Can you copy out the data exactly? Leave the images out.
──────── Provided data
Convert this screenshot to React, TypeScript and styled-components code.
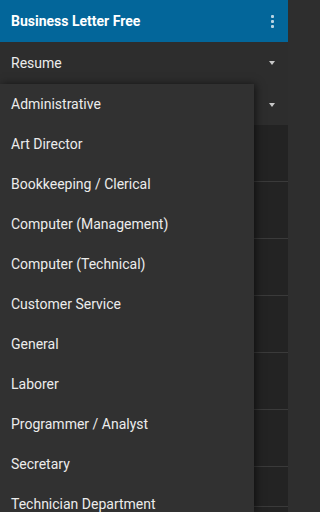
import React from 'react';
import styled, { createGlobalStyle } from 'styled-components';

const GlobalStyle = createGlobalStyle`
  html, body {
    margin: 0;
    padding: 0;
    background-color: #2e2e2e;
  }
  * {
    box-sizing: border-box;
  }
`;

const Screen = styled.div`
  position: relative;
  width: 288px;
  height: 512px;
  overflow: hidden;
  display: flex;
  flex-direction: column;
  background-color: #2e2e2e;
  font-family: Roboto, "Liberation Sans", sans-serif;
  color: #ececec;
`;

const AppBar = styled.div`
  flex: 0 0 42px;
  display: flex;
  align-items: center;
  justify-content: space-between;
  padding: 0 11px;
  background-color: #03669a;
`;

const Title = styled.span`
  font-size: 14px;
  font-weight: 700;
  color: #ffffff;
`;

const Kebab = styled.div`
  display: flex;
  flex-direction: column;
  gap: 2px;
  margin-right: 3px;
  span {
    width: 3px;
    height: 3px;
    border-radius: 1px;
    background-color: #b9d3e2;
  }
`;

const SpinnerRow = styled.div<{ $height: number }>`
  flex: 0 0 ${(p) => p.$height}px;
  display: flex;
  align-items: center;
  justify-content: space-between;
  padding: 0 13px 0 11px;
  font-size: 14px;
  background-color: #2d2d2d;
`;

const Arrow = styled.span`
  width: 0;
  height: 0;
  border-left: 3.5px solid transparent;
  border-right: 3.5px solid transparent;
  border-top: 4px solid #c8c8c8;
`;

const List = styled.div`
  flex: 1;
  display: flex;
  flex-direction: column;
  background-color: #232323;
`;

const ListRow = styled.div<{ $height: number }>`
  flex: 0 0 ${(p) => p.$height}px;
  border-bottom: 1px solid #3a3a3a;
`;

const Popup = styled.div`
  position: absolute;
  top: 84px;
  left: 0;
  bottom: 0;
  width: 254px;
  background-color: #313131;
  box-shadow: 2px 0 8px rgba(0, 0, 0, 0.55);
  display: flex;
  flex-direction: column;
`;

const Option = styled.div`
  flex: 0 0 40px;
  display: flex;
  align-items: center;
  padding: 0 0 1px 11px;
  font-size: 14px;
  color: #ececec;
  white-space: nowrap;
`;

const options = [
  'Administrative',
  'Art Director',
  'Bookkeeping / Clerical',
  'Computer (Management)',
  'Computer (Technical)',
  'Customer Service',
  'General',
  'Laborer',
  'Programmer / Analyst',
  'Secretary',
  'Technician Department',
];

const rowHeights = [57, 57, 57, 57, 57, 57, 40];

const App = () => {
  return (
    <>
      <GlobalStyle />
      <Screen>
        <AppBar>
          <Title>Business Letter Free</Title>
          <Kebab>
            <span />
            <span />
            <span />
          </Kebab>
        </AppBar>
        <SpinnerRow $height={42}>
          <span>Resume</span>
          <Arrow />
        </SpinnerRow>
        <SpinnerRow $height={41}>
          <span>Administrative</span>
          <Arrow />
        </SpinnerRow>
        <List>
          {rowHeights.map((h, i) => (
            <ListRow key={i} $height={h} />
          ))}
        </List>
        <Popup>
          {options.map((name) => (
            <Option key={name}>{name}</Option>
          ))}
        </Popup>
      </Screen>
    </>
  );
};

export default App;
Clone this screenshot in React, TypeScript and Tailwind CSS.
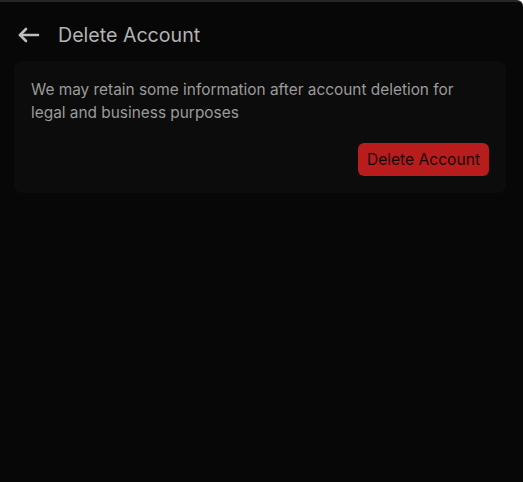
import React from 'react';

const BackArrow: React.FC = () => (
    <svg width="24" height="18" viewBox="0 0 24 18" fill="none" stroke="currentColor" strokeWidth="2.6" strokeLinecap="round" strokeLinejoin="round">
        <path d="M21 9H3" />
        <path d="M9 3L3 9l6 6" />
    </svg>
);

const App: React.FC = () => {
    return (
        <div className="min-h-[482px] w-full bg-[#070707] border-t-2 border-[#262626] rounded-tr-md" style={{ fontFamily: 'Inter, "Noto Sans", sans-serif' }}>
            <div className="flex items-center h-[66px] -mt-[2px] pt-[5px]">
                <header className="flex items-center gap-[17px] pl-[17px]">
                    <button className="text-[#bdbdbd]" aria-label="Back">
                        <BackArrow />
                    </button>
                    <h1 className="text-[19.6px] text-[#b3b3b3]">Delete Account</h1>
                </header>
            </div>
            <div className="ml-[14px] mr-[17px] -mt-[5px] rounded-lg bg-[#0c0c0c] pl-[17px] pr-[17px] pt-[17px] pb-[17px]">
                <p className="text-[15.4px] leading-[23px] text-[#9b9b9b]">
                    We may retain some information after account deletion for legal and business purposes
                </p>
                <div className="flex justify-end mt-[19px]">
                    <button className="h-[33px] px-[9px] rounded-md bg-[#b91c1c] text-[15.6px] text-[#140606]">
                        Delete Account
                    </button>
                </div>
            </div>
        </div>
    );
};

export default App;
────────────────
▶ _Result_:
Convert this screenshot to React, TypeScript and styled-components code.
import React from 'react';
import styled, { createGlobalStyle } from 'styled-components';

const GlobalStyle = createGlobalStyle`
  html, body {
    margin: 0;
    padding: 0;
    background-color: #2e2e2e;
  }
  * {
    box-sizing: border-box;
  }
`;

const Screen = styled.div`
  position: relative;
  width: 288px;
  height: 512px;
  overflow: hidden;
  display: flex;
  flex-direction: column;
  background-color: #2e2e2e;
  font-family: Roboto, "Liberation Sans", sans-serif;
  color: #ececec;
`;

const AppBar = styled.div`
  flex: 0 0 42px;
  display: flex;
  align-items: center;
  justify-content: space-between;
  padding: 0 11px;
  background-color: #03669a;
`;

const Title = styled.span`
  font-size: 14px;
  font-weight: 700;
  color: #ffffff;
`;

const Kebab = styled.div`
  display: flex;
  flex-direction: column;
  gap: 2px;
  margin-right: 3px;
  span {
    width: 3px;
    height: 3px;
    border-radius: 1px;
    background-color: #b9d3e2;
  }
`;

const SpinnerRow = styled.div<{ $height: number }>`
  flex: 0 0 ${(p) => p.$height}px;
  display: flex;
  align-items: center;
  justify-content: space-between;
  padding: 0 13px 0 11px;
  font-size: 14px;
  background-color: #2d2d2d;
`;

const Arrow = styled.span`
  width: 0;
  height: 0;
  border-left: 3.5px solid transparent;
  border-right: 3.5px solid transparent;
  border-top: 4px solid #c8c8c8;
`;

const List = styled.div`
  flex: 1;
  display: flex;
  flex-direction: column;
  background-color: #232323;
`;

const ListRow = styled.div<{ $height: number }>`
  flex: 0 0 ${(p) => p.$height}px;
  border-bottom: 1px solid #3a3a3a;
`;

const Popup = styled.div`
  position: absolute;
  top: 84px;
  left: 0;
  bottom: 0;
  width: 254px;
  background-color: #313131;
  box-shadow: 2px 0 8px rgba(0, 0, 0, 0.55);
  display: flex;
  flex-direction: column;
`;

const Option = styled.div`
  flex: 0 0 40px;
  display: flex;
  align-items: center;
  padding: 0 0 1px 11px;
  font-size: 14px;
  color: #ececec;
  white-space: nowrap;
`;

const options = [
  'Administrative',
  'Art Director',
  'Bookkeeping / Clerical',
  'Computer (Management)',
  'Computer (Technical)',
  'Customer Service',
  'General',
  'Laborer',
  'Programmer / Analyst',
  'Secretary',
  'Technician Department',
];

const rowHeights = [57, 57, 57, 57, 57, 57, 40];

const App = () => {
  return (
    <>
      <GlobalStyle />
      <Screen>
        <AppBar>
          <Title>Business Letter Free</Title>
          <Kebab>
            <span />
            <span />
            <span />
          </Kebab>
        </AppBar>
        <SpinnerRow $height={42}>
          <span>Resume</span>
          <Arrow />
        </SpinnerRow>
        <SpinnerRow $height={41}>
          <span>Administrative</span>
          <Arrow />
        </SpinnerRow>
        <List>
          {rowHeights.map((h, i) => (
            <ListRow key={i} $height={h} />
          ))}
        </List>
        <Popup>
          {options.map((name) => (
            <Option key={name}>{name}</Option>
          ))}
        </Popup>
      </Screen>
    </>
  );
};

export default App;
Clone this screenshot in React, TypeScript and Tailwind CSS.
import React from 'react';

const BackArrow: React.FC = () => (
    <svg width="24" height="18" viewBox="0 0 24 18" fill="none" stroke="currentColor" strokeWidth="2.6" strokeLinecap="round" strokeLinejoin="round">
        <path d="M21 9H3" />
        <path d="M9 3L3 9l6 6" />
    </svg>
);

const App: React.FC = () => {
    return (
        <div className="min-h-[482px] w-full bg-[#070707] border-t-2 border-[#262626] rounded-tr-md" style={{ fontFamily: 'Inter, "Noto Sans", sans-serif' }}>
            <div className="flex items-center h-[66px] -mt-[2px] pt-[5px]">
                <header className="flex items-center gap-[17px] pl-[17px]">
                    <button className="text-[#bdbdbd]" aria-label="Back">
                        <BackArrow />
                    </button>
                    <h1 className="text-[19.6px] text-[#b3b3b3]">Delete Account</h1>
                </header>
            </div>
            <div className="ml-[14px] mr-[17px] -mt-[5px] rounded-lg bg-[#0c0c0c] pl-[17px] pr-[17px] pt-[17px] pb-[17px]">
                <p className="text-[15.4px] leading-[23px] text-[#9b9b9b]">
                    We may retain some information after account deletion for legal and business purposes
                </p>
                <div className="flex justify-end mt-[19px]">
                    <button className="h-[33px] px-[9px] rounded-md bg-[#b91c1c] text-[15.6px] text-[#140606]">
                        Delete Account
                    </button>
                </div>
            </div>
        </div>
    );
};

export default App;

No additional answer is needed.